表参道ソフィアクリニック
堅実な勤め人といった雰囲気の人物像です。しかし、そのような雰囲気の人でも、なぜかしら絵を描くのです。描くのはいつもこのような絵です。いつも描いている自宅の空疎な室内、空疎なドア、そしてドアの向こう側には何があるのでしょうか、やはり空疎のようです。しかし外部に開かれた窓があり、それは神秘的でもあります。あの世にも開かれているような窓です。これらは全て彼の心の中の重要な有様を表現しています。彼の表情は幸せには見えません。明るい気持ちの良い感情は全く感じられず、はっきりした悲しみも表してもおらず、感情が鈍磨したような風に見えます。しかし顔面には、内部に何かが充満して内側から圧力がかかっているかの様です。それら全体が彼の存在のあり様、心の生活のありよう、変わりようのないなにかを表現しています。この手の仕草はなんなのでしょうか。何かにすがるかの様に、欲している様にも見えますし、ドアをノックしようとしている様にも見えます。実は絵筆を取っているだけなのですが、その様にも見えるのです。
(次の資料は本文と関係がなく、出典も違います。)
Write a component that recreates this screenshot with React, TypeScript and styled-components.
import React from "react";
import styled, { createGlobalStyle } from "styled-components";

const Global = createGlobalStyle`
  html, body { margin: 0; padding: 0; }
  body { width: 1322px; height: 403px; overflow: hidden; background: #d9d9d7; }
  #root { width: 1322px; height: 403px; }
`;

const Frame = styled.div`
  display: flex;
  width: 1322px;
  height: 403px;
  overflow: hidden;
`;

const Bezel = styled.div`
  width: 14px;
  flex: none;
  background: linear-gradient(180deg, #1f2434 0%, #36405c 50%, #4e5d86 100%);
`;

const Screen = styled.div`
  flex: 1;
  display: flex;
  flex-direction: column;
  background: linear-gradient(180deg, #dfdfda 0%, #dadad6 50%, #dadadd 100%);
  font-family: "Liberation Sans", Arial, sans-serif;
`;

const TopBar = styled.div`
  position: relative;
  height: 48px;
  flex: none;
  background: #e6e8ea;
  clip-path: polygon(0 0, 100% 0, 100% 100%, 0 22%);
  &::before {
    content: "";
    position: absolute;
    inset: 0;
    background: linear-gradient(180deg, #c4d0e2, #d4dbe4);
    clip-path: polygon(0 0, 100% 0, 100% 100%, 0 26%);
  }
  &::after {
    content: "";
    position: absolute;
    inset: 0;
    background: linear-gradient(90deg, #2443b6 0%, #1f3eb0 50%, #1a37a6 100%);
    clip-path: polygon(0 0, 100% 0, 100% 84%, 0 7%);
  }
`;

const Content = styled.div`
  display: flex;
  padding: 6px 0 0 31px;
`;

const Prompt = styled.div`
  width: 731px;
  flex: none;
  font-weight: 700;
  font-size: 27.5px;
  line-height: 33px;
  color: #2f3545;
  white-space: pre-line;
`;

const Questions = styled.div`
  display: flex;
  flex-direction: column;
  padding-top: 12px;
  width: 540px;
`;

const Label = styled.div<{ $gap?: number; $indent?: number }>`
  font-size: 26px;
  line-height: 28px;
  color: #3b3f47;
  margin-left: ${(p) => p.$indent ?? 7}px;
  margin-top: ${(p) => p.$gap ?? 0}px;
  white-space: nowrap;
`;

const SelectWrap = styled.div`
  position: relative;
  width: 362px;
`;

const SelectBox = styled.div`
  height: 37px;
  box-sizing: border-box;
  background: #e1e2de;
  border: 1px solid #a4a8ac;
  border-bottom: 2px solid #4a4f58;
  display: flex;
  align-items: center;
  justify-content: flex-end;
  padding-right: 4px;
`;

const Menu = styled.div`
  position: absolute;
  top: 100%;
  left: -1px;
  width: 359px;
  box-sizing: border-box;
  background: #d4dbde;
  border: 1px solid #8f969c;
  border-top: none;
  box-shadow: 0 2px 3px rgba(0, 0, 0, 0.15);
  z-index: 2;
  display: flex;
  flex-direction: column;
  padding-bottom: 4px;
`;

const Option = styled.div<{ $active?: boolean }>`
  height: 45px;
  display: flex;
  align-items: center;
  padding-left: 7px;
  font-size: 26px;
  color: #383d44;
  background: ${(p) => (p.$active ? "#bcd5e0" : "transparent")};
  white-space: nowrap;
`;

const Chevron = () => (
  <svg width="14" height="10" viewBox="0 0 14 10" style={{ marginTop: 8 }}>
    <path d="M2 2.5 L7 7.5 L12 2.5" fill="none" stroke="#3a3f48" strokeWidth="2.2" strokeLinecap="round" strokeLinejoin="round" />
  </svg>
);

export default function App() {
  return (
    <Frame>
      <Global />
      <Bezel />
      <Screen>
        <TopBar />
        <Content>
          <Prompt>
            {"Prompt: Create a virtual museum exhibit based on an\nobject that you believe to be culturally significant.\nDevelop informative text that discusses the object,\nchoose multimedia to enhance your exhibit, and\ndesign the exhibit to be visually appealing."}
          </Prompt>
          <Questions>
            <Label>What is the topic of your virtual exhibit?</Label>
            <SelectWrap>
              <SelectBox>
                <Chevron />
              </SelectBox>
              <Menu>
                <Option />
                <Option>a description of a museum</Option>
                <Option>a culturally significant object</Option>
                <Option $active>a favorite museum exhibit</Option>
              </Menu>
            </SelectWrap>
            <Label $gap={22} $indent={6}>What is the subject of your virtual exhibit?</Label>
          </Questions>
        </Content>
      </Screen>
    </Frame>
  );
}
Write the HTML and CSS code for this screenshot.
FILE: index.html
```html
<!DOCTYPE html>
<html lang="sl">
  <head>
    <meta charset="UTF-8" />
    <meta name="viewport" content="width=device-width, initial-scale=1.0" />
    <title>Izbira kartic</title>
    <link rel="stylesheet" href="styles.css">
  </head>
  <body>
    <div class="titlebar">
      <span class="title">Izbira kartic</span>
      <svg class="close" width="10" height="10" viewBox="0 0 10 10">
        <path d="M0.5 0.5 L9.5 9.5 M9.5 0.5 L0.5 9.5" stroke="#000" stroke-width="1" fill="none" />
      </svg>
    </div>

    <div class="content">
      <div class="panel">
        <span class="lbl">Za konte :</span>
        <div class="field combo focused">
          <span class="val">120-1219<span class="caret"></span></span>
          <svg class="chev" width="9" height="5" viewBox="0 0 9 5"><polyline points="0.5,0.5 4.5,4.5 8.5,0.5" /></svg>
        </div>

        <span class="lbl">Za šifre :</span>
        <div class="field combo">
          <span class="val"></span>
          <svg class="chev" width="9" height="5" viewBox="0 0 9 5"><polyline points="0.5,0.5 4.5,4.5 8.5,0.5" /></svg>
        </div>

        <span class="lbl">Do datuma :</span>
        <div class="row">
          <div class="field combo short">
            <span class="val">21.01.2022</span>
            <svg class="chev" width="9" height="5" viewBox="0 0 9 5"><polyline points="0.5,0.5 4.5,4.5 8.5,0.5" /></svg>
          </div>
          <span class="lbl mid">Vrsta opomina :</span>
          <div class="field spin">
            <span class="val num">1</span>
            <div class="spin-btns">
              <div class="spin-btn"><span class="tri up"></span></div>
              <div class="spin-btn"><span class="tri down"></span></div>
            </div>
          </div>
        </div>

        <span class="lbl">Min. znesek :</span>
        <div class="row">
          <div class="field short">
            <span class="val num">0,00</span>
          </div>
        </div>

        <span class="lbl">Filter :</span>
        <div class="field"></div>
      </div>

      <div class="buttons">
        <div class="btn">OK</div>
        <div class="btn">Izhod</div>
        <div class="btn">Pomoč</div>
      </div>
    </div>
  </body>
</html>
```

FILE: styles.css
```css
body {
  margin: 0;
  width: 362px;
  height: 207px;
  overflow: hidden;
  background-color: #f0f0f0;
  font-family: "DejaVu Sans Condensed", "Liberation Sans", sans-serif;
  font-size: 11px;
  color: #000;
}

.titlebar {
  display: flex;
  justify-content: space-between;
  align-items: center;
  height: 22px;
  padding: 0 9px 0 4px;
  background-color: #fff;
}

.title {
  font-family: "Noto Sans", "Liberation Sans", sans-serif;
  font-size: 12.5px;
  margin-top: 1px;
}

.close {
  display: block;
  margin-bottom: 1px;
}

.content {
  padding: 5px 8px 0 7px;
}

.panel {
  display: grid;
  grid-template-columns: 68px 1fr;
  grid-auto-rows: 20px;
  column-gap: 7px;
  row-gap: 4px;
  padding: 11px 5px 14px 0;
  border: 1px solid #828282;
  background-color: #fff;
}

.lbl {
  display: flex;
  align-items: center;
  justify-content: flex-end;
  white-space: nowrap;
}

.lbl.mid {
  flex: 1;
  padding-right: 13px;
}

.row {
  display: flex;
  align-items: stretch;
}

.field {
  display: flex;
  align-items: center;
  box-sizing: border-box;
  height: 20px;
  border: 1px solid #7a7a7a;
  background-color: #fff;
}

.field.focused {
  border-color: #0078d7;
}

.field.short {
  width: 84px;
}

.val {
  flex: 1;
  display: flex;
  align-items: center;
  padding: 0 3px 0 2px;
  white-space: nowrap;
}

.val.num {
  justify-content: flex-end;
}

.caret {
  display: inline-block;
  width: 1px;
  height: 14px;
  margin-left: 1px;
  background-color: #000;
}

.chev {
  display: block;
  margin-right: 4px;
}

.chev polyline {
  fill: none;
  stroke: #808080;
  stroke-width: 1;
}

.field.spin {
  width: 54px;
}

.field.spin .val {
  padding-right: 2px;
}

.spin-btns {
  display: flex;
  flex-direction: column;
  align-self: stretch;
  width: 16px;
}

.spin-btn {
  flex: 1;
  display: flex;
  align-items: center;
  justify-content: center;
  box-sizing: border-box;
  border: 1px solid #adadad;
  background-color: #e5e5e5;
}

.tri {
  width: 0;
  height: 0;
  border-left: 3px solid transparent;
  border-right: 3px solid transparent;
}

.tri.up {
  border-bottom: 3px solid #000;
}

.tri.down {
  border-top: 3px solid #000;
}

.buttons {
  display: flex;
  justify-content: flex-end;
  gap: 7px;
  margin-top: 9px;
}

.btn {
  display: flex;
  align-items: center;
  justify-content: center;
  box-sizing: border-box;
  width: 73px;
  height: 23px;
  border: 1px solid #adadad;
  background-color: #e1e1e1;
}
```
背景のドアとドアノブは美しく硬質で堅実に描かれています。このドアノブだけはことさら明瞭に描かれていて、向こう側の世界に行くための重要な何かが暗示されている様です。
(The Metropolitan Museum of Art, 2018)
神々しい光が窓の格子を縁取っています。これは硬質な質感があり、光は床の上に投げかけられています。神秘的です。ドアも何かを暗示している様です。壁もです。これらはどうも霊的なニュアンスがにじんでいます。硬質でカチッとした描きぶりが神々しく霊的な神秘性を引き出してきています。